En los
últimos días asistimos a un nuevo espectáculo de la política: ver cómo nuestros
políticos utilizan el tema de los impuestos como arma arrojadiza para
descalificarse mutuamente. Sin embargo, el asunto de los tributos parece
sencillo, (y lo es más leyendo estupendos artículos como el publicado en este
periódico, con fecha 29 de octubre, “A propósito de impuestos y tasas”, de
Dacio Alonso y Pablo García): el mercado, por más que se diga que es
autorregulador de la riqueza, no lo es, tal como se puede apreciar a diario,
por lo que se necesita hacer una redistribución de bienes vía impuestos, que
corrija sus injusticias, (al menos mientras no encontremos un sistema económico
más equitativo). Dicho esto, hay que añadir a continuación la necesidad de
establecer un orden correcto de prioridades a la hora de satisfacer las
necesidades y un riguroso control de gastos a fin de evitar despilfarros, (me
temo que sea aquí también donde muchos ciudadanos duden de la capacidad y la
eficacia de nuestros políticos).
Pero hay otro
factor de gran importancia, relacionado con los impuestos, del que no se habla:
el fraude fiscal.

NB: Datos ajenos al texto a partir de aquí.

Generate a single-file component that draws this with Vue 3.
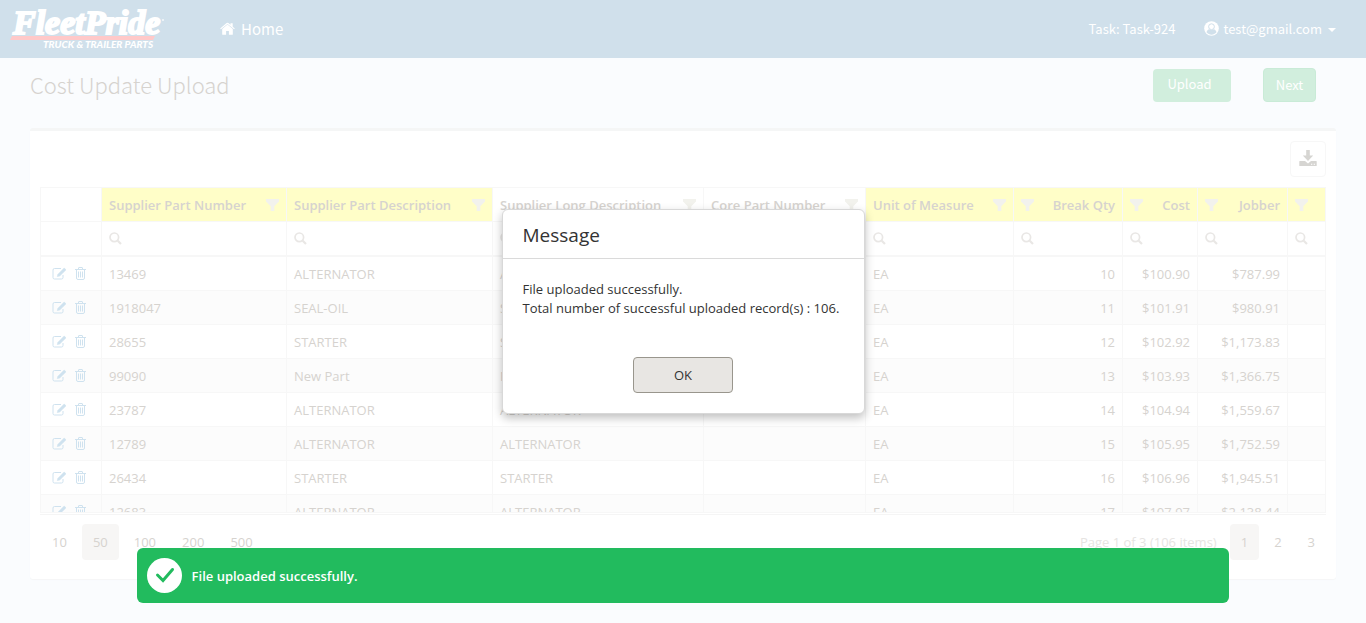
<script setup>
const columns = [
  { label: '', width: 61, hl: false, actions: true },
  { label: 'Supplier Part Number', key: 'part', width: 185, hl: true },
  { label: 'Supplier Part Description', key: 'desc', width: 206, hl: true },
  { label: 'Supplier Long Description', key: 'long', width: 211, hl: false },
  { label: 'Core Part Number', key: 'core', width: 162, hl: false },
  { label: 'Unit of Measure', key: 'uom', width: 148, hl: true },
  { label: 'Break Qty', key: 'qty', width: 109, hl: true, right: true },
  { label: 'Cost', key: 'cost', width: 75, hl: true, right: true },
  { label: 'Jobber', key: 'jobber', width: 90, hl: true, right: true },
  { label: '', key: 'extra', width: 38, hl: true, right: true },
]

const rows = [
  ['13469', 'ALTERNATOR', '10', '$100.90', '$787.99'],
  ['1918047', 'SEAL-OIL', '11', '$101.91', '$980.91'],
  ['28655', 'STARTER', '12', '$102.92', '$1,173.83'],
  ['99090', 'New Part', '13', '$103.93', '$1,366.75'],
  ['23787', 'ALTERNATOR', '14', '$104.94', '$1,559.67'],
  ['12789', 'ALTERNATOR', '15', '$105.95', '$1,752.59'],
  ['26434', 'STARTER', '16', '$106.96', '$1,945.51'],
  ['12683', 'ALTERNATOR', '17', '$107.97', '$2,138.44'],
].map(([part, desc, qty, cost, jobber]) => ({
  part, desc, long: desc, core: '', uom: 'EA', qty, cost, jobber, extra: '',
}))

const pageSizes = [10, 50, 100, 200, 500]
const pages = [1, 2, 3]
</script>

<template>
  <div class="app">
    <header class="topbar">
      <a class="logo" href="#" aria-label="FleetPride Truck &amp; Trailer Parts">
        <svg width="160" height="48" viewBox="0 0 160 48">
          <text class="logo-name" x="3" y="29">FleetPride</text>
          <path d="M2 31H145L143 35H0Z" fill="#ffc9c9" />
          <text class="logo-tag" x="33" y="43">TRUCK &amp; TRAILER PARTS</text>
          <circle cx="153" cy="15" r="1" fill="#f4f8fb" />
        </svg>
      </a>
      <a class="home" href="#">
        <svg width="15" height="13" viewBox="0 0 15 13" fill="#fff">
          <path d="M7.500 2.600 2.200 7v5.200q0 .5.500.5H6.100V9h2.800v3.700h3.400q.5 0 .5-.500V7Z" />
          <path d="M.2 6.500 6.600 1q.9-.7 1.800 0L10.500 2.800V1.200h2.200v3.500l2.100 1.800-.7.800L7.500 1.900.9 7.300Z" />
        </svg>
        <span>Home</span>
      </a>
      <span class="task">Task: Task-924</span>
      <button class="user" type="button">
        <svg width="15" height="15" viewBox="0 0 15 15">
          <circle cx="7.500" cy="7.500" r="7.300" fill="#fff" />
          <circle cx="7.500" cy="5.700" r="2.900" fill="none" stroke="#d0e0eb" stroke-width="1" />
          <path d="M2.500 11.300C3 9.400 4 8.700 5.200 8.300q2.300 1.400 4.600 0c1.200.4 2.200 1.100 2.700 3C9.800 14.400 5.200 14.400 2.500 11.300Z" fill="#d0e0eb" />
        </svg>
        <span>test@gmail.com</span>
        <svg class="caret" width="8" height="4" viewBox="0 0 8 4"><path d="M0 0H8L4 4Z" fill="#fff" /></svg>
      </button>
    </header>

    <div class="titlebar">
      <h1>Cost Update Upload</h1>
      <button class="btn upload" type="button">Upload</button>
      <button class="btn next" type="button">Next</button>
    </div>

    <main class="panel">
      <div class="toolbar">
        <button class="export" type="button" aria-label="Export">
          <svg width="18" height="17" viewBox="0 0 18 17" fill="#d6d5d2">
            <path d="M7.200 0h3.600v5.500h3.400L9 11 3.800 5.500h3.400Z" />
            <path d="M.8 11H6l3 2.500L12 11h5.200q.5 0 .5.500v4q0 .5-.5.500H.8q-.5 0-.5-.500v-4Q.3 11 .8 11Z" />
            <path d="M12 13.700h1.300v1H12Zm2.700 0H16v1h-1.300Z" fill="#fff" />
          </svg>
        </button>
      </div>

      <div class="grid">
        <div class="rows">
          <table>
            <colgroup>
              <col v-for="(c, i) in columns" :key="i" :style="{ width: c.width + 'px' }" />
            </colgroup>
            <thead>
              <tr>
                <th v-for="(c, i) in columns" :key="i" :class="{ hl: c.hl }" scope="col">
                  <div v-if="!c.actions" class="head" :class="{ right: c.right }">
                    <span>{{ c.label }}</span>
                    <svg width="13" height="12" viewBox="0 0 13 12">
                      <path d="M0 0H13V2.500L8.300 7.300V12H4.700V7.300L0 2.500Z" fill="#f2f2ed" />
                    </svg>
                  </div>
                </th>
              </tr>
              <tr class="filters">
                <td v-for="(c, i) in columns" :key="i">
                  <svg v-if="!c.actions" width="13" height="13" viewBox="0 0 13 13" fill="none" stroke="#e9e7e5">
                    <circle cx="5.300" cy="5.300" r="4.300" stroke-width="1.700" />
                    <path d="M8.500 8.500 12 12" stroke-width="2.200" />
                  </svg>
                </td>
              </tr>
            </thead>
            <tbody>
              <tr v-for="row in rows" :key="row.part">
                <td v-for="(c, i) in columns" :key="i" :class="{ num: c.right }">
                  <div v-if="c.actions" class="actions">
                    <button type="button" aria-label="Edit">
                      <svg width="15" height="13" viewBox="0 0 15 13" fill="none" stroke="#cfe2ef">
                        <path d="M9 1.500H2.500q-1.500 0-1.500 1.500v7.500Q1 12 2.500 12h7q1.500 0 1.500-1.500V8" />
                        <path d="M5.300 9.500 6 7.200 12.200 1 14 2.800 7.700 9Z" fill="#cfe2ef" stroke-width=".6" />
                      </svg>
                    </button>
                    <button type="button" aria-label="Delete">
                      <svg width="11" height="13" viewBox="0 0 11 13" fill="none" stroke="#cfe2ef">
                        <path d="M0 2.500H11M3.500 2.500V1Q3.500.5 4 .5H7Q7.500.5 7.500 1V2.500M1.500 2.500V11Q1.500 12.500 3 12.500H8Q9.500 12.500 9.500 11V2.500M3.500 4.500V10.500M5.500 4.500V10.500M7.500 4.500V10.500" />
                      </svg>
                    </button>
                  </div>
                  <template v-else>{{ row[c.key] }}</template>
                </td>
              </tr>
            </tbody>
          </table>
        </div>
      </div>

      <nav class="pager" aria-label="Pagination">
        <button v-for="s in pageSizes" :key="s" type="button" :class="{ on: s === 50 }">{{ s }}</button>
        <span class="info">Page 1 of 3 (106 items)</span>
        <button v-for="p in pages" :key="'p' + p" type="button" :class="{ on: p === 1 }">{{ p }}</button>
      </nav>
    </main>

    <div class="overlay">
      <section class="dialog" role="dialog" aria-modal="true" aria-labelledby="dlg-title">
        <h2 id="dlg-title">Message</h2>
        <p>File uploaded successfully.<br />Total number of successful uploaded record(s) : 106.</p>
        <button type="button">OK</button>
      </section>
    </div>

    <div class="toast" role="status">
      <svg width="35" height="35" viewBox="0 0 35 35">
        <circle cx="17.500" cy="17.500" r="17.500" fill="#fff" />
        <path d="M10.500 17 16 22.500 25.500 11.500" fill="none" stroke="#22bb5e" stroke-width="3" stroke-linecap="round" />
      </svg>
      <span>File uploaded successfully.</span>
    </div>
  </div>
</template>

<style>
body {
  margin: 0;
  background: #fafcfe;
}
</style>

<style scoped>
* {
  box-sizing: border-box;
}
.app {
  position: relative;
  height: 100vh;
  overflow: hidden;
  font-family: "Open Sans", "Noto Sans", sans-serif;
  font-size: 13px;
  color: #d6d3cf;
}
button {
  font: inherit;
  color: inherit;
  background: none;
  border: 0;
  padding: 0;
}
svg {
  display: block;
  flex: none;
}
.topbar {
  display: flex;
  align-items: center;
  height: 58px;
  padding: 0 30px 2px 10px;
  background: #d0e0eb;
  color: #fff;
  font-family: "Noto Sans CJK SC", sans-serif;
}
.logo {
  width: 210px;
  padding-top: 2px;
}
.logo-name {
  font: italic bold 34px "Liberation Serif", serif;
  fill: #fff;
  stroke: #fff;
  stroke-width: 2px;
}
.logo-tag {
  font: italic 900 10px Lato, sans-serif;
  fill: #fff;
}
.home {
  display: flex;
  align-items: center;
  gap: 6px;
  color: #fff;
  text-decoration: none;
  font-size: 15px;
}
.task {
  margin-left: auto;
  margin-right: 29px;
}
.user {
  display: flex;
  align-items: center;
  gap: 4px;
}
.caret {
  margin: 3px 0 0 2px;
}
.titlebar {
  display: flex;
  align-items: flex-start;
  height: 70px;
  padding: 10px 50px 0 30px;
  font-family: "Noto Sans CJK SC", sans-serif;
}
h1 {
  margin: 0 auto 0 0;
  font-size: 22px;
  font-weight: 300;
  line-height: 32px;
}
.btn {
  color: #fff;
  background: #d1eedd;
  border-radius: 4px;
}
.upload {
  width: 78px;
  height: 33px;
  margin-top: 1px;
  padding: 0 5px 5px 0;
}
.next {
  width: 53px;
  height: 34px;
  margin-left: 32px;
  padding-bottom: 2px;
  border: 1px solid #c9ebd7;
}
.panel {
  margin: 0 30px;
  padding: 10px 10px 19px;
  background: #fff;
  border-top: 3px solid #f5f6f6;
  border-radius: 3px;
  box-shadow: 0 1px 1px #f5f6f7;
}
.toolbar {
  display: flex;
  justify-content: flex-end;
  margin-bottom: 10px;
}
.export {
  display: grid;
  place-items: center;
  width: 36px;
  height: 36px;
  padding-bottom: 2px;
  border: 1px solid #f7f7f7;
  border-radius: 4px;
}
.grid {
  padding-bottom: 1px;
  border-bottom: 1px solid #f5f5f5;
}
.rows {
  height: 326px;
  overflow: hidden;
  border-bottom: 1px solid #f7f7f7;
}
table {
  width: 100%;
  table-layout: fixed;
  border-collapse: separate;
  border-spacing: 0;
  border-top: 1px solid #f7f7f7;
  border-left: 1px solid #f7f7f7;
}
th,
td {
  height: 34px;
  padding: 0 7px;
  border-right: 1px solid #f7f7f7;
  border-bottom: 1px solid #f7f7f7;
  text-align: left;
  white-space: nowrap;
}
.hl {
  background: #fffec8;
}
th {
  font-weight: 600;
}
.head {
  display: flex;
  align-items: center;
  justify-content: space-between;
}
.head.right {
  flex-direction: row-reverse;
}
.filters td {
  height: 35px;
  border-bottom-width: 2px;
}
tbody tr:nth-child(even) {
  background: #fcfcfc;
}
.num {
  text-align: right;
}
.actions {
  display: flex;
  align-items: center;
  gap: 8px;
  padding-left: 4px;
}
.pager {
  display: flex;
  align-items: center;
  gap: 4px;
  padding: 9px 0 0 1px;
}
.pager button {
  height: 36px;
  padding: 0 11px;
  border-radius: 4px;
}
.pager .on {
  background: #f7f6f5;
}
.info {
  margin-left: auto;
  margin-right: 9px;
  color: #e6e4e2;
}
.overlay {
  position: absolute;
  inset: 0;
  display: grid;
  place-items: center;
}
.dialog {
  min-width: 363px;
  padding-bottom: 20px;
  background: #fff;
  border: 1px solid #d8d8d8;
  border-radius: 6px;
  box-shadow: 0 4px 10px rgba(0, 0, 0, 0.25);
  color: #333;
}
.dialog h2 {
  margin: 0;
  padding: 2px 20px 0;
  border-bottom: 1px solid #dadada;
  font-size: 19px;
  font-weight: 400;
  line-height: 46px;
}
.dialog p {
  margin: 0;
  padding: 21px 20px 39px;
  line-height: 19px;
}
.dialog button {
  display: block;
  width: 100px;
  height: 36px;
  margin: 0 auto;
  background: #e8e6e3;
  border: 1px solid #99968d;
  border-radius: 4px;
}
.toast {
  position: absolute;
  left: 10%;
  right: 10%;
  bottom: 20px;
  display: flex;
  align-items: center;
  gap: 10px;
  height: 55px;
  padding: 0 10px;
  border-radius: 6px;
  background: #22bb5e;
  color: #fff;
  font-weight: 600;
}
</style>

Aporto unos datos al respecto que, aunque pertenecientes al
año 1998 (no dispongo de otros) son muy significativos: en ese año la renta
media de trabajo, declarada básicamente por los asalariados –que incluyen las
pensiones (23%) y los subsidios de paro (3%)-, fue, en moneda antigua, de
2.175.407 pesetas anuales, mientras que la media de las rentas personales
provenientes de actividades empresariales fue de 1.125.361 pesetas. Dicho con
otras palabras: los empresarios ganan al mes, a la hora de hacer la declaración
de Hacienda, por todos los conceptos, de media, 93.780 pesetas.
Saque el
amable lector sus propias conclusiones.